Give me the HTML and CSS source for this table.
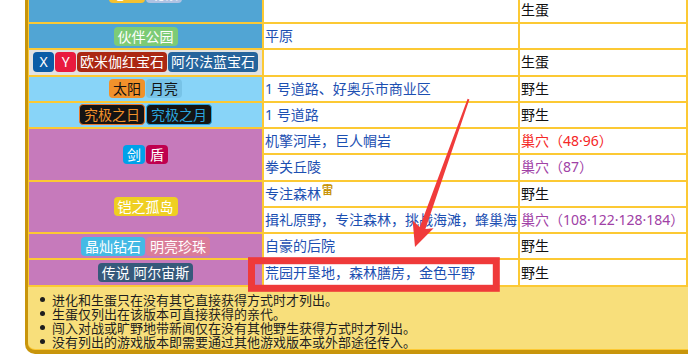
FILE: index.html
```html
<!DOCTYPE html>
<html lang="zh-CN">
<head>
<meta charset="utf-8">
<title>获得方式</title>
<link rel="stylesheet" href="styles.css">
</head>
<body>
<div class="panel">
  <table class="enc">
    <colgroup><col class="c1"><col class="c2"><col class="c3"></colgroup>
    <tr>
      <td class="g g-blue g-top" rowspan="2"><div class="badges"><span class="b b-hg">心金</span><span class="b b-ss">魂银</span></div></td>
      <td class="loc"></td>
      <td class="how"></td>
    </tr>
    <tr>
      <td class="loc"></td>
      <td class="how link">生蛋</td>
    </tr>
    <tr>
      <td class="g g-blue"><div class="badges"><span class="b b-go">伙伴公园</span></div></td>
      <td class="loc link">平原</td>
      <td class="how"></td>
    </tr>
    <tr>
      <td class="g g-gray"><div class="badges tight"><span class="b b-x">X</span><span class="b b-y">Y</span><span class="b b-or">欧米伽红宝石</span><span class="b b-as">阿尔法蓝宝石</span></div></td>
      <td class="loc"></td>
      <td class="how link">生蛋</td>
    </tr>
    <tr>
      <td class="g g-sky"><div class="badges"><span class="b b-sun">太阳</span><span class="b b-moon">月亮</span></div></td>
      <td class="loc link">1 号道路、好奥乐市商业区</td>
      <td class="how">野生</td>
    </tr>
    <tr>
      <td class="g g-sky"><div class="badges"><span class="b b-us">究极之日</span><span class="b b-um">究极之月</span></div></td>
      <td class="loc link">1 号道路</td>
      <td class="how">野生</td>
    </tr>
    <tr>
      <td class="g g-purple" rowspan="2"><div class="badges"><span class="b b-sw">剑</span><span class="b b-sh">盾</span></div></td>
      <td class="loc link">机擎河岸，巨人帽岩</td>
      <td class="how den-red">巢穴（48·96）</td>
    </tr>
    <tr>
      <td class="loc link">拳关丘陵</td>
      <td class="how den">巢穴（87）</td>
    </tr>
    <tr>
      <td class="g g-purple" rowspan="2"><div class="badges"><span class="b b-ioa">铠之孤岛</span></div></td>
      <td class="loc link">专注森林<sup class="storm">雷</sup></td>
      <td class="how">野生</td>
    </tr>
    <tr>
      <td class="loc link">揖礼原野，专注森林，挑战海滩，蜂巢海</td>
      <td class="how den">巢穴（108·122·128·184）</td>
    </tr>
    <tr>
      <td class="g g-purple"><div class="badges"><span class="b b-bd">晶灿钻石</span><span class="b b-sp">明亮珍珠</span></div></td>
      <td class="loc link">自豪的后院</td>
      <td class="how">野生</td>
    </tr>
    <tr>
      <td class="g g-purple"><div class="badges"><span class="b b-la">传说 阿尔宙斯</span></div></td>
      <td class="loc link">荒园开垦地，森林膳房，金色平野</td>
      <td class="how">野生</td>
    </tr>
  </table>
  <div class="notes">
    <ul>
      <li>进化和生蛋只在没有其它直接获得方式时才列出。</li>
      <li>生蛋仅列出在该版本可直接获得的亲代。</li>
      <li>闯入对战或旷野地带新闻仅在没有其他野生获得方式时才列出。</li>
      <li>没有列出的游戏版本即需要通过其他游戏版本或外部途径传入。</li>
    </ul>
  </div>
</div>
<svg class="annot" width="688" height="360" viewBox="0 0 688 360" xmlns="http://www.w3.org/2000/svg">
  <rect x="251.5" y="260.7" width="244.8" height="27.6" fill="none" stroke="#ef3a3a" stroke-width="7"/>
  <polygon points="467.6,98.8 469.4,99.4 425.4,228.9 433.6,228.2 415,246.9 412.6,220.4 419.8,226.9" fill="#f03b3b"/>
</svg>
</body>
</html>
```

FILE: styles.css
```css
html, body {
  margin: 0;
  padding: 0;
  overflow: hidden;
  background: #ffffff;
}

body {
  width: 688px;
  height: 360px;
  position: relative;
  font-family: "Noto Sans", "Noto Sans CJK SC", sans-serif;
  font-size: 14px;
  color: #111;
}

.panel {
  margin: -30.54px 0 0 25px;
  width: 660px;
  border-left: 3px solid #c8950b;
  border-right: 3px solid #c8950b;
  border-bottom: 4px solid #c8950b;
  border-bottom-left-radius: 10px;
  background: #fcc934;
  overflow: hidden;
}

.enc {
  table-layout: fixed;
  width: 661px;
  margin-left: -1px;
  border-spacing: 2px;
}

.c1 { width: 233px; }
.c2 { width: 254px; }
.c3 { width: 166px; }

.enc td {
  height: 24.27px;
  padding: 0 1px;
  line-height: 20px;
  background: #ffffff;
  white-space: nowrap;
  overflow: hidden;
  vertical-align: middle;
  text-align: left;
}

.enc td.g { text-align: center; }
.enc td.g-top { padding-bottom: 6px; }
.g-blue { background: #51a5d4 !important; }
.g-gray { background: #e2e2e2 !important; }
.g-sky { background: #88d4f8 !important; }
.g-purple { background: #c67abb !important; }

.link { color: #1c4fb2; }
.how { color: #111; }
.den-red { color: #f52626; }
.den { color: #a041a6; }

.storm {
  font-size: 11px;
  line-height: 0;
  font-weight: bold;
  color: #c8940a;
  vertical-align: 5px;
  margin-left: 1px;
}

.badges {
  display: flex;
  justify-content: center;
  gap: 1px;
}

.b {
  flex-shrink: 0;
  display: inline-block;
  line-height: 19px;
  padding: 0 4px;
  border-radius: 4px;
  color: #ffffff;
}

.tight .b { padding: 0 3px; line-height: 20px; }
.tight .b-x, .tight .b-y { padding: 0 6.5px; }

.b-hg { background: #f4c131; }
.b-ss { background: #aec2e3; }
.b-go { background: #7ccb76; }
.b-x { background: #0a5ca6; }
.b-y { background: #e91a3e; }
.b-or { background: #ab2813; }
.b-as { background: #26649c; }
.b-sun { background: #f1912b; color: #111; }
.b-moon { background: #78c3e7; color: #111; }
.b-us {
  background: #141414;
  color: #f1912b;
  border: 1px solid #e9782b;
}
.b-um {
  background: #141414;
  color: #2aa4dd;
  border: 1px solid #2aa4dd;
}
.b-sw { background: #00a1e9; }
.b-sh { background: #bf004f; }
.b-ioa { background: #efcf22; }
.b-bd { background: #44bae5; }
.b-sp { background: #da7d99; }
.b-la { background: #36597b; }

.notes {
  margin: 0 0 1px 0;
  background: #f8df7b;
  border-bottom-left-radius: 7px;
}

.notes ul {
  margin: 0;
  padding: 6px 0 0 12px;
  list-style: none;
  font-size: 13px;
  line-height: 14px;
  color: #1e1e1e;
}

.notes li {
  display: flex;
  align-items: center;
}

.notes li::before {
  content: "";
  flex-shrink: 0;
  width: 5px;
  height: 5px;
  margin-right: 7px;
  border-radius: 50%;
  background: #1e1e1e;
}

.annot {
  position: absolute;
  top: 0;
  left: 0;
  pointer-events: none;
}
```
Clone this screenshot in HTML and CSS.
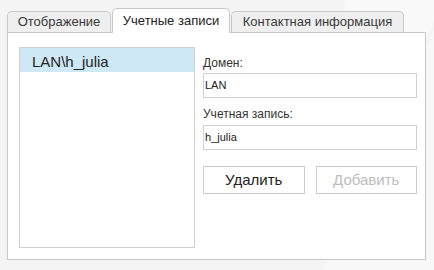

EXERCISE OBJECTIVE: Each line of the material must be retyped exactly, except that images are omitted.

SOLVED PROBLEM:
Give me the HTML and CSS source for this table.
FILE: index.html
```html
<!DOCTYPE html>
<html lang="zh-CN">
<head>
<meta charset="utf-8">
<title>获得方式</title>
<link rel="stylesheet" href="styles.css">
</head>
<body>
<div class="panel">
  <table class="enc">
    <colgroup><col class="c1"><col class="c2"><col class="c3"></colgroup>
    <tr>
      <td class="g g-blue g-top" rowspan="2"><div class="badges"><span class="b b-hg">心金</span><span class="b b-ss">魂银</span></div></td>
      <td class="loc"></td>
      <td class="how"></td>
    </tr>
    <tr>
      <td class="loc"></td>
      <td class="how link">生蛋</td>
    </tr>
    <tr>
      <td class="g g-blue"><div class="badges"><span class="b b-go">伙伴公园</span></div></td>
      <td class="loc link">平原</td>
      <td class="how"></td>
    </tr>
    <tr>
      <td class="g g-gray"><div class="badges tight"><span class="b b-x">X</span><span class="b b-y">Y</span><span class="b b-or">欧米伽红宝石</span><span class="b b-as">阿尔法蓝宝石</span></div></td>
      <td class="loc"></td>
      <td class="how link">生蛋</td>
    </tr>
    <tr>
      <td class="g g-sky"><div class="badges"><span class="b b-sun">太阳</span><span class="b b-moon">月亮</span></div></td>
      <td class="loc link">1 号道路、好奥乐市商业区</td>
      <td class="how">野生</td>
    </tr>
    <tr>
      <td class="g g-sky"><div class="badges"><span class="b b-us">究极之日</span><span class="b b-um">究极之月</span></div></td>
      <td class="loc link">1 号道路</td>
      <td class="how">野生</td>
    </tr>
    <tr>
      <td class="g g-purple" rowspan="2"><div class="badges"><span class="b b-sw">剑</span><span class="b b-sh">盾</span></div></td>
      <td class="loc link">机擎河岸，巨人帽岩</td>
      <td class="how den-red">巢穴（48·96）</td>
    </tr>
    <tr>
      <td class="loc link">拳关丘陵</td>
      <td class="how den">巢穴（87）</td>
    </tr>
    <tr>
      <td class="g g-purple" rowspan="2"><div class="badges"><span class="b b-ioa">铠之孤岛</span></div></td>
      <td class="loc link">专注森林<sup class="storm">雷</sup></td>
      <td class="how">野生</td>
    </tr>
    <tr>
      <td class="loc link">揖礼原野，专注森林，挑战海滩，蜂巢海</td>
      <td class="how den">巢穴（108·122·128·184）</td>
    </tr>
    <tr>
      <td class="g g-purple"><div class="badges"><span class="b b-bd">晶灿钻石</span><span class="b b-sp">明亮珍珠</span></div></td>
      <td class="loc link">自豪的后院</td>
      <td class="how">野生</td>
    </tr>
    <tr>
      <td class="g g-purple"><div class="badges"><span class="b b-la">传说 阿尔宙斯</span></div></td>
      <td class="loc link">荒园开垦地，森林膳房，金色平野</td>
      <td class="how">野生</td>
    </tr>
  </table>
  <div class="notes">
    <ul>
      <li>进化和生蛋只在没有其它直接获得方式时才列出。</li>
      <li>生蛋仅列出在该版本可直接获得的亲代。</li>
      <li>闯入对战或旷野地带新闻仅在没有其他野生获得方式时才列出。</li>
      <li>没有列出的游戏版本即需要通过其他游戏版本或外部途径传入。</li>
    </ul>
  </div>
</div>
<svg class="annot" width="688" height="360" viewBox="0 0 688 360" xmlns="http://www.w3.org/2000/svg">
  <rect x="251.5" y="260.7" width="244.8" height="27.6" fill="none" stroke="#ef3a3a" stroke-width="7"/>
  <polygon points="467.6,98.8 469.4,99.4 425.4,228.9 433.6,228.2 415,246.9 412.6,220.4 419.8,226.9" fill="#f03b3b"/>
</svg>
</body>
</html>
```

FILE: styles.css
```css
html, body {
  margin: 0;
  padding: 0;
  overflow: hidden;
  background: #ffffff;
}

body {
  width: 688px;
  height: 360px;
  position: relative;
  font-family: "Noto Sans", "Noto Sans CJK SC", sans-serif;
  font-size: 14px;
  color: #111;
}

.panel {
  margin: -30.54px 0 0 25px;
  width: 660px;
  border-left: 3px solid #c8950b;
  border-right: 3px solid #c8950b;
  border-bottom: 4px solid #c8950b;
  border-bottom-left-radius: 10px;
  background: #fcc934;
  overflow: hidden;
}

.enc {
  table-layout: fixed;
  width: 661px;
  margin-left: -1px;
  border-spacing: 2px;
}

.c1 { width: 233px; }
.c2 { width: 254px; }
.c3 { width: 166px; }

.enc td {
  height: 24.27px;
  padding: 0 1px;
  line-height: 20px;
  background: #ffffff;
  white-space: nowrap;
  overflow: hidden;
  vertical-align: middle;
  text-align: left;
}

.enc td.g { text-align: center; }
.enc td.g-top { padding-bottom: 6px; }
.g-blue { background: #51a5d4 !important; }
.g-gray { background: #e2e2e2 !important; }
.g-sky { background: #88d4f8 !important; }
.g-purple { background: #c67abb !important; }

.link { color: #1c4fb2; }
.how { color: #111; }
.den-red { color: #f52626; }
.den { color: #a041a6; }

.storm {
  font-size: 11px;
  line-height: 0;
  font-weight: bold;
  color: #c8940a;
  vertical-align: 5px;
  margin-left: 1px;
}

.badges {
  display: flex;
  justify-content: center;
  gap: 1px;
}

.b {
  flex-shrink: 0;
  display: inline-block;
  line-height: 19px;
  padding: 0 4px;
  border-radius: 4px;
  color: #ffffff;
}

.tight .b { padding: 0 3px; line-height: 20px; }
.tight .b-x, .tight .b-y { padding: 0 6.5px; }

.b-hg { background: #f4c131; }
.b-ss { background: #aec2e3; }
.b-go { background: #7ccb76; }
.b-x { background: #0a5ca6; }
.b-y { background: #e91a3e; }
.b-or { background: #ab2813; }
.b-as { background: #26649c; }
.b-sun { background: #f1912b; color: #111; }
.b-moon { background: #78c3e7; color: #111; }
.b-us {
  background: #141414;
  color: #f1912b;
  border: 1px solid #e9782b;
}
.b-um {
  background: #141414;
  color: #2aa4dd;
  border: 1px solid #2aa4dd;
}
.b-sw { background: #00a1e9; }
.b-sh { background: #bf004f; }
.b-ioa { background: #efcf22; }
.b-bd { background: #44bae5; }
.b-sp { background: #da7d99; }
.b-la { background: #36597b; }

.notes {
  margin: 0 0 1px 0;
  background: #f8df7b;
  border-bottom-left-radius: 7px;
}

.notes ul {
  margin: 0;
  padding: 6px 0 0 12px;
  list-style: none;
  font-size: 13px;
  line-height: 14px;
  color: #1e1e1e;
}

.notes li {
  display: flex;
  align-items: center;
}

.notes li::before {
  content: "";
  flex-shrink: 0;
  width: 5px;
  height: 5px;
  margin-right: 7px;
  border-radius: 50%;
  background: #1e1e1e;
}

.annot {
  position: absolute;
  top: 0;
  left: 0;
  pointer-events: none;
}
```
Clone this screenshot in HTML and CSS.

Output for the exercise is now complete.